First, there are those Democrats who don't care much for labor to begin with. Then there is the wide spectrum of Democratic donors and supporters who simply don't understand the problems of blue-collar life. They might dislike the religious right, but they didn't give money to Democratic political campaigns to increase union membership.

Or maybe it's just the money. Consider the lineup of lobbyists that retail giant Wal-Mart has assembled to make its case against EFCA. According to lobbying disclosure forms filed with the House and Senate we find that Wal-Mart's lobbyists include Mehlman Vogel Castagnetti (which employs former presidential candidate John Kerry's liaison to Congress during the 2004 campaign), a former legislative director for Rahm Emanuel, and a former assistant to Arkansas Democratic Sen. Blanche Lincoln.
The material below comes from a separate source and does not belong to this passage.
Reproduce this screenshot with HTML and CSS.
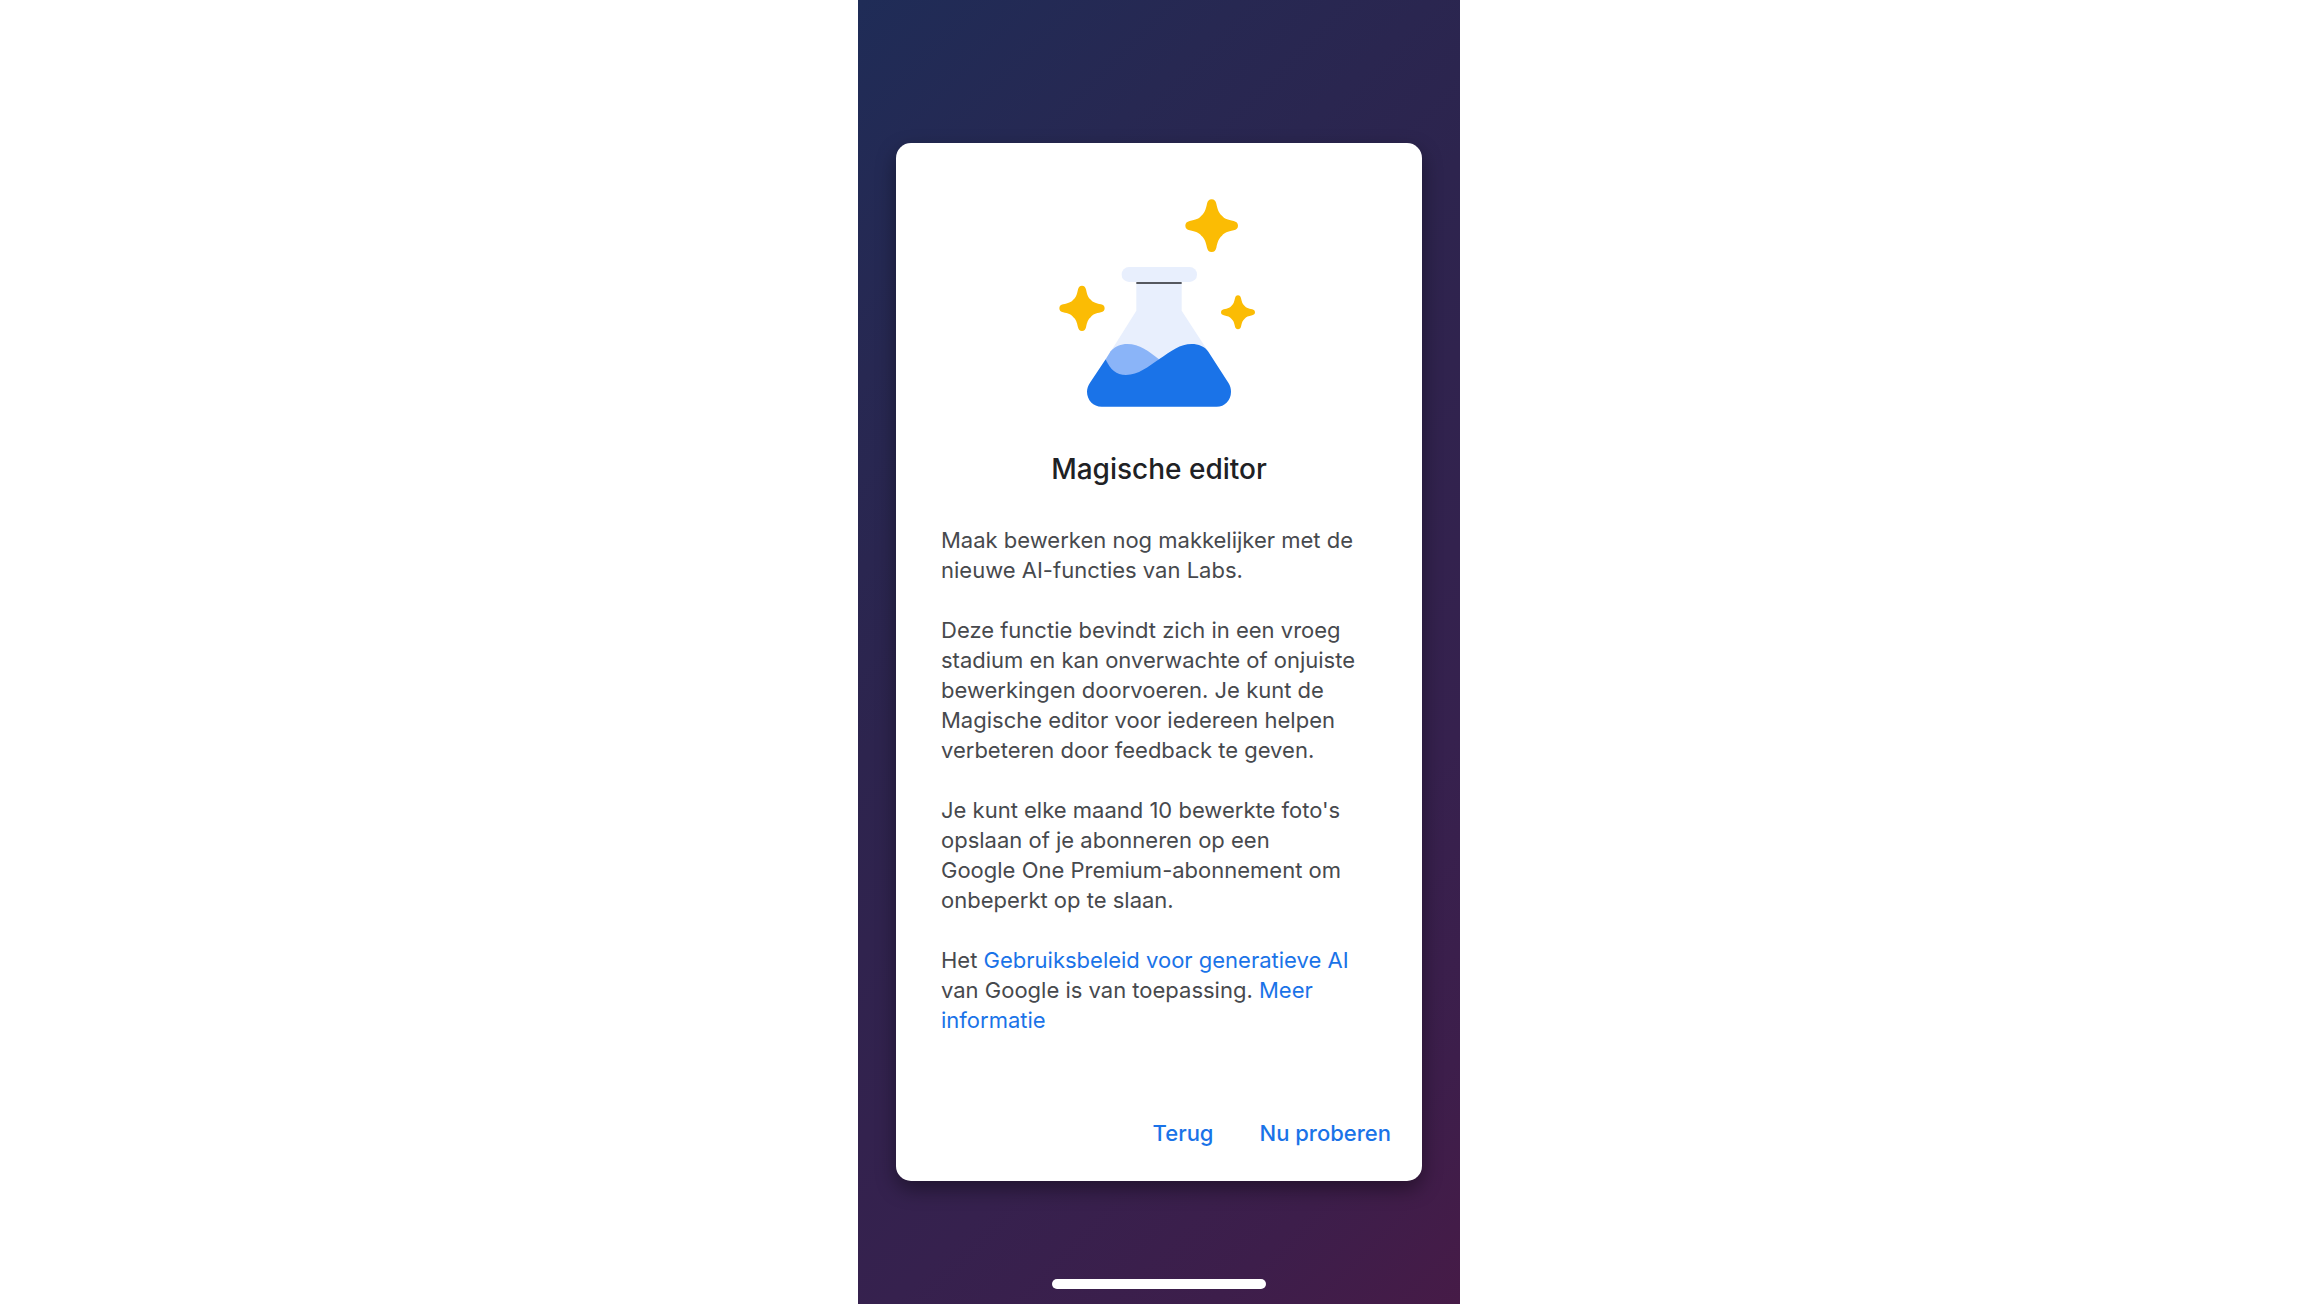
FILE: index.html
```html
<!DOCTYPE html>
<html lang="nl">

<head>
    <meta charset="UTF-8">
    <meta name="viewport" content="width=device-width, initial-scale=1.0">
    <title>Magische editor</title>
    <link rel="stylesheet" href="styles.css">
</head>

<body>

    <div class="phone">
        <main class="card">
            <svg class="flask" viewBox="-3 0 720 720" aria-hidden="true">
                <defs>
                    <path id="star" d="M0-79C8-79 12-74 14-66C18-48 21-38 31-30C38-21 48-18 66-14C74-12 79-8 79 0C79 8 74 12 66 14C48 18 38 21 31 30C21 38 18 48 14 66C12 74 8 79 0 79C-8 79-12 74-14 66C-18 48-21 38-31 30C-38 21-48 18-66 14C-74 12-79 8-79 0C-79-8-74-12-66-14C-48-18-38-21-31-30C-21-38-18-48-14-66C-12-74-8-79 0-79Z" />
                </defs>

                <!-- stars -->
                <g fill="#fbbc04">
                    <use href="#star" transform="translate(515 137)" />
                    <use href="#star" transform="translate(126 385) scale(.86)" />
                    <use href="#star" transform="translate(594 397) scale(.645)" />
                </g>

                <!-- glass -->
                <rect x="245" y="261" width="226" height="45" rx="22" fill="#e8effd" />
                <path fill="#e8effd" d="M289 308H425V392L505 515L357 600L200 534L289 392Z" />
                <path fill="#55585f" d="M289 306H425V312H289Z" />

                <!-- liquid -->
                <path fill="#8ab4f8" d="M197 538L212 514C225 498 243 492 262 492C298 492 328 515 357 538L300 600H220Z" />
                <path fill="#1a73e8" d="M197 538C212 570 228 585 258 585C295 585 325 560 357 538C395 512 420 492 455 492C475 492 495 500 505 515L565 608C571 617 573 626 573 635C573 661 554 680 530 680H185C160 680 141 660 141 635C141 626 144 617 150 608Z" />
            </svg>

            <h1>Magische editor</h1>

            <div class="text">
                <p>Maak bewerken nog makkelijker met de nieuwe AI-functies van Labs.</p>
                <p>Deze functie bevindt zich in een vroeg stadium en kan onverwachte of onjuiste bewerkingen doorvoeren. Je kunt de Magische editor voor iedereen helpen verbeteren door feedback te geven.</p>
                <p>Je kunt elke maand 10 bewerkte foto's opslaan of je abonneren op een Google&nbsp;One Premium-abonnement om onbeperkt op te slaan.</p>
                <p>Het <a href="#">Gebruiksbeleid voor generatieve AI</a> van Google is van toepassing. <a href="#">Meer informatie</a></p>
            </div>

            <div class="actions">
                <button type="button">Terug</button>
                <button type="button">Nu proberen</button>
            </div>
        </main>

        <div class="home-bar"></div>
    </div>

</body>

</html>
```
FILE: styles.css
```css
* {
    box-sizing: border-box;
}

body {
    margin: 0;
    background-color: white;
    font-family: Inter, "Liberation Sans", sans-serif;
}

.phone {
    display: flex;
    flex-direction: column;
    align-items: center;
    max-width: 602px;
    min-height: 100vh;
    margin: 0 auto;
    padding: 143px 38px 15px;
    background: linear-gradient(135deg, #1f2c57 0%, #272852 20%, #2d244e 40%, #36214e 70%, #3d1e4b 87%, #461b47 100%);
}

.card {
    display: flex;
    flex-direction: column;
    width: 100%;
    padding: 37px 16px 25px;
    border-radius: 15px;
    background-color: white;
    box-shadow: 0 8px 20px rgba(0, 0, 0, 0.4);
}

.flask {
    width: 240px;
    height: 240px;
    align-self: center;
}

h1 {
    margin: 32px 0 0;
    color: #202124;
    font-size: 28px;
    font-weight: 500;
    line-height: 34px;
    text-align: center;
}

.text {
    display: flex;
    flex-direction: column;
    gap: 30px;
    margin: 39px 29px 0;
    color: #47494d;
    font-size: 22px;
    line-height: 30px;
}

.text p {
    margin: 0;
}

a {
    color: #1a73e8;
    text-decoration: none;
}

.actions {
    display: flex;
    justify-content: flex-end;
    gap: 16px;
    margin-top: 75px;
}

.actions button {
    padding: 8px 15px;
    border: 0;
    background: none;
    color: #1a73e8;
    font-family: inherit;
    font-size: 22px;
    font-weight: 500;
    line-height: 30px;
    cursor: pointer;
}

.home-bar {
    width: 214px;
    height: 10px;
    margin-top: auto;
    border-radius: 5px;
    background-color: white;
}
```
Summers, Geithner, trade, Obama standing in the way of justice on torture, staying in Iraq until the end of 2011.

It all adds up.


[ Parent ]
Obama Is A True Visionary (4.00 / 5)
He's the first person in history to discover a new kind of pragmatism--one that never works.

"You know what they say -- those of us who fail history... doomed to repeat it in summer school." -- Buffy The Vampire Slayer, Season 6, Episode 3

but it really does work -- for the wealthy, corps., & pols themselves -- that's the point -- (4.00 / 1)
this has been shouting itself over and over for me lately bec of the torture "debate" --

they're all making it a "does torture work?" thing now --

slavery "works"
murder "works"
ponzi schemes and insider trading "work"
piracy "works"
terrorism "works"
"free trade" agreements "work"
handing Wall St. trillions without strings "works"
...

the problem is that it ALL "works" and is ENTIRELY "pragmatic" -- to those who don't care about us (or our government or laws, etc) in any way.


[ Parent ]
Sure, bailout the autos (not) and pass more trade deals. (4.00 / 3)
On top of what is going on to the UAW and the autos, MI and OHIO will be red for the next 30 years if Obama passes more crappy trade deals.  MI already knows he lied to us to get elected.  Now we want to see how far he is going to take it.
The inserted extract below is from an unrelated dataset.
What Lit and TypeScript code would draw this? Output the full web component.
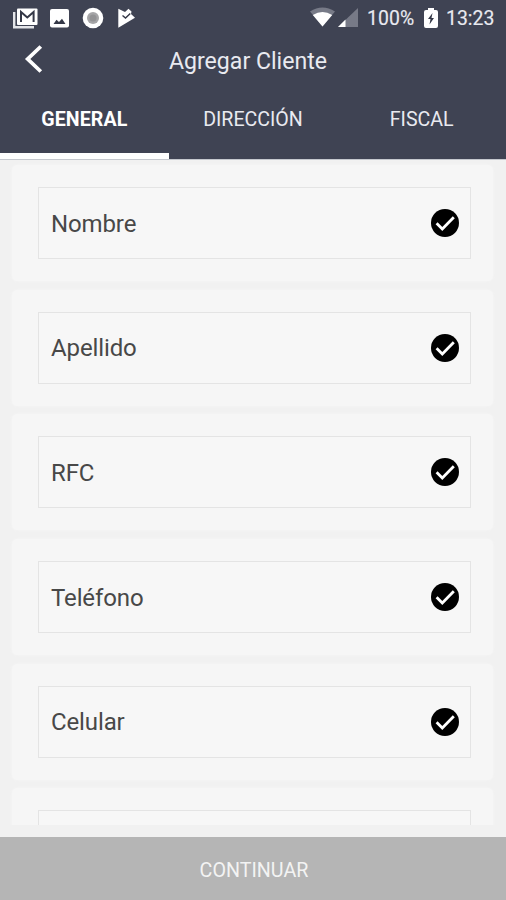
import { LitElement, html, css } from "lit";
import { customElement, state } from "lit/decorators.js";
import { classMap } from "lit/directives/class-map.js";

@customElement("status-bar")
class StatusBar extends LitElement {
  static styles = css`
    :host { display: flex; height: 35px; align-items: center; justify-content: space-between; color: #e9eaf0; }
    svg { display: block; flex: none; }
    .left { display: flex; margin-left: 12px; gap: 11px; }
    .right { display: flex; align-items: center; margin-right: 10px; font-size: 19.4px; -webkit-text-stroke: 0.15px; }
    .signal { margin-left: 3px; }
    .level, .time { line-height: 34px; padding-top: 3px; white-space: nowrap; }
    .level { margin-left: 9px; width: 50px; letter-spacing: 0.1px; }
    .battery { margin: 0 8px 0 7px; }
    .time { width: 50px; }
  `;
  render() {
    return html`
      <div class="left">
        <svg width="26" height="22" viewBox="0 0 26 22">
          <path d="M2.200 5v15.200h19.800" fill="none" stroke="#e4e5e9" stroke-width="2.400"/>
          <rect x="5" y="1.500" width="20.500" height="16.500" rx="1" fill="#fff"/>
          <path d="M9 15V5l6.300 5.500L21.600 5v10" fill="none" stroke="#343847" stroke-width="2"/>
        </svg>
        <svg width="21" height="22" viewBox="0 0 21 22">
          <rect x="1" y="2" width="19" height="18.500" rx="2" fill="#fff"/>
          <path d="M4.500 17l3-4.200 2.500 2.200 3-3.200 3.500 5.200z" fill="#343847"/>
        </svg>
        <svg width="23" height="22" viewBox="0 0 23 22">
          <circle cx="12" cy="11" r="10.300" fill="#fff"/>
          <circle cx="12" cy="11" r="6" fill="#a5a5a7"/>
          <circle cx="12" cy="11" r="3.500" fill="#929294"/>
        </svg>
        <svg width="20" height="22" viewBox="0 0 20 22">
          <path d="M3.300 1.800l6.700 3.200 3.500-3.200 3 2.800-.5 2.500 4 3.600L3.300 20.800z" fill="#fff"/>
          <path d="M7.500 8.500l3 2.600 4.800-4.700" fill="none" stroke="#343847" stroke-width="1.400"/>
        </svg>
      </div>
      <div class="right">
        <svg width="25" height="21" viewBox="0 0 25 21">
          <path d="M0 4.500Q12.500-3.500 25 4.500L12.500 19.500z" fill="#777a87"/>
          <path d="M2.800 8Q12.500 2 22.200 8L12.500 19.500z" fill="#fff"/>
        </svg>
        <svg class="signal" width="20" height="21" viewBox="0 0 20 21">
          <path d="M20 1v19H0z" fill="#777a87"/>
          <path d="M7.500 12.600V20H0z" fill="#fff"/>
        </svg>
        <span class="level">100%</span>
        <svg class="battery" width="14" height="22" viewBox="0 0 14 22">
          <path d="M4 3V1h6v2h2q2 0 2 2v14q0 2-2 2H2q-2 0-2-2V5q0-2 2-2z" fill="#fff"/>
          <path d="M8.500 6L4 12h2.500l-1 5.500L10 11H7.500z" fill="#343847"/>
        </svg>
        <span class="time">13:23</span>
      </div>`;
  }
}

@customElement("form-field")
class FormField extends LitElement {
  static properties = { label: { type: String } };
  declare label: string;
  static styles = css`
    :host { display: block; flex: none; box-sizing: border-box; height: 116px; padding: 22px 22px 22px 26px; background: #f6f6f6; border-radius: 5px; box-shadow: 0 0 3px #f6f6f6; }
    .box { display: flex; align-items: center; justify-content: space-between; box-sizing: border-box; height: 72px; border: 1px solid #e4e4e4; padding: 0 11px 0 12px; background: #f7f7f7; }
    .label { font-size: 24px; line-height: 36px; letter-spacing: -0.12px; padding-top: 1px; color: #484848; }
    svg { display: block; }
  `;
  render() {
    return html`<div class="box">
      <span class="label">${this.label}</span>
      <svg width="28" height="28" viewBox="0 0 28 28">
        <circle cx="14" cy="14" r="14" fill="#000"/>
        <path d="M5.600 14.200l5.700 5.700L22.800 8.300" fill="none" stroke="#fff" stroke-width="2.800"/>
      </svg>
    </div>`;
  }
}

@customElement("app-root")
class AppRoot extends LitElement {
  @state() private active = 0;
  private tabs = ["GENERAL", "DIRECCIÓN", "FISCAL"];
  private fields = ["Nombre", "Apellido", "RFC", "Teléfono", "Celular", ""];

  static styles = css`
    :host { display: flex; flex-direction: column; height: 900px; background: #f1f1f1; font-family: Roboto, "Noto Sans", sans-serif; overflow: hidden; }
    header { flex: none; height: 159px; background: #3f4353; border-bottom: 1px solid #c5c8ce; color: #e9eaf0; display: flex; flex-direction: column; }
    .bar { display: grid; grid-template-columns: 60px 1fr 70px; height: 51px; align-items: center; }
    .back { display: block; margin: -5px 0 0 24px; }
    h1 { margin: 0; font-size: 23.100px; font-weight: 400; text-align: center; line-height: 51px; padding-top: 1px; }
    .tabs { display: grid; grid-template-columns: repeat(3, 1fr); flex: 1; }
    .tab { box-sizing: border-box; padding-top: 19px; border-bottom: 6px solid transparent; text-align: center; font-size: 19.600px; line-height: 30px; }
    .tab.active { font-weight: 700; letter-spacing: 0.1px; color: #fff; border-color: #fff; }
    main { flex: none; box-sizing: border-box; height: 665px; padding: 5px 13px 0 12px; display: flex; flex-direction: column; gap: 8.700px; overflow: hidden; }
    footer { margin-top: auto; box-sizing: border-box; height: 63px; background: #b5b5b5; color: #f3f3f3; text-align: center; font-size: 19.700px; line-height: 67px; padding-left: 2px; }
  `;
  render() {
    return html`
      <header>
        <status-bar></status-bar>
        <div class="bar">
          <svg class="back" width="20" height="30" viewBox="0 0 20 30">
            <path d="M16.800 2.500L3.700 15l13.100 12.500" fill="none" stroke="#fff" stroke-width="3.800"/>
          </svg>
          <h1>Agregar Cliente</h1>
        </div>
        <nav class="tabs">
          ${this.tabs.map((t, i) => html`<div class=${classMap({ tab: true, active: i === this.active })} @click=${() => (this.active = i)}>${t}</div>`)}
        </nav>
      </header>
      <main>${this.fields.map((f) => html`<form-field .label=${f}></form-field>`)}</main>
      <footer>CONTINUAR</footer>`;
  }
}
So where are all of the Democrats who are going to take Obama on?   Tester is voting against the new bankruptcy bill for the consumers.  Deals a deal, he says.  Democrats.  What a joke.  
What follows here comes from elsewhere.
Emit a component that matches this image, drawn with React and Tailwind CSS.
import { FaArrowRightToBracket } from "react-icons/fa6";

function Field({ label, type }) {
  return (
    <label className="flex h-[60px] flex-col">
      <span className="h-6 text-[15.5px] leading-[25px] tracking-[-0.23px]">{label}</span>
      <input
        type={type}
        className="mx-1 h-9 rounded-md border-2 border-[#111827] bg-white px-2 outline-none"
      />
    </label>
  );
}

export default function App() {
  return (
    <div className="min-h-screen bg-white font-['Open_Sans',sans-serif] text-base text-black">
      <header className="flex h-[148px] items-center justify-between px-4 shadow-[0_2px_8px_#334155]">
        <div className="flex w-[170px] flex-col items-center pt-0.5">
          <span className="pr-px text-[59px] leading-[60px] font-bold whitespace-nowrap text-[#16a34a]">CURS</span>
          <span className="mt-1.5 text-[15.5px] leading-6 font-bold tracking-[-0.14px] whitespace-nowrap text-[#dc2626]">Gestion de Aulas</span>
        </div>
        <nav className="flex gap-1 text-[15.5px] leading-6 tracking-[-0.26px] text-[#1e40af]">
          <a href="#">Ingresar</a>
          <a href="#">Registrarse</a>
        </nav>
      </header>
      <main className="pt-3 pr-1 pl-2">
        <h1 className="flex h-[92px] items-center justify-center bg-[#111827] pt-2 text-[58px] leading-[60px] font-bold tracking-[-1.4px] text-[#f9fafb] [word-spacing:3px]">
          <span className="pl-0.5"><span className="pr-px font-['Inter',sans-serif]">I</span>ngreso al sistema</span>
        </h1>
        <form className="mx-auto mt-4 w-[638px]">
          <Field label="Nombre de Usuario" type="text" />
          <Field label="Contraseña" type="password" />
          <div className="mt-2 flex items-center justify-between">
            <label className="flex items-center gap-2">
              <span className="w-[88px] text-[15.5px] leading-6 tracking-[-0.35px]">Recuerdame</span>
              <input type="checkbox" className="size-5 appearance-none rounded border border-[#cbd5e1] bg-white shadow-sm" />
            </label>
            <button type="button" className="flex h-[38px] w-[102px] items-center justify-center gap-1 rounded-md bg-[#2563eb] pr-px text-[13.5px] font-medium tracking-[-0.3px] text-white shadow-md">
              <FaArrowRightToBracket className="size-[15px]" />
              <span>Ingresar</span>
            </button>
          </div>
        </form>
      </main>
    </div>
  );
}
They're asking for another four years -- in a just world, they'd get 10 to 20. ~~ Dennis Kucinich  


the Congressional Dems are all for it -- they're shoveling in fundraising $$ and acting accordingly (4.00 / 2)
handing out "pollute free" cards as part of making climate change legislation toothless is next -- http://www.bloomberg.com/apps/... -- Democrats Seek Free Carbon Credits for Utilities

[ Parent ]
Losing patience... (4.00 / 2)
So far, Obama's economic policies are stubbornly and consistently of the tiresome trickle-down variety that spawned this mess in the first place.

OK, we had or have a credit/banking crisis.  But that's no excuse for pitting US workers against their indentured counterparts around the globe.

Neither the "stimulus" package, nor a "green economy", nor publicly financed college-for-all, nor (if I may say) EPCA will arrest our backslide into oligarchy.

Sadly, fair trade (the only solution) is dismissed as "protectionism".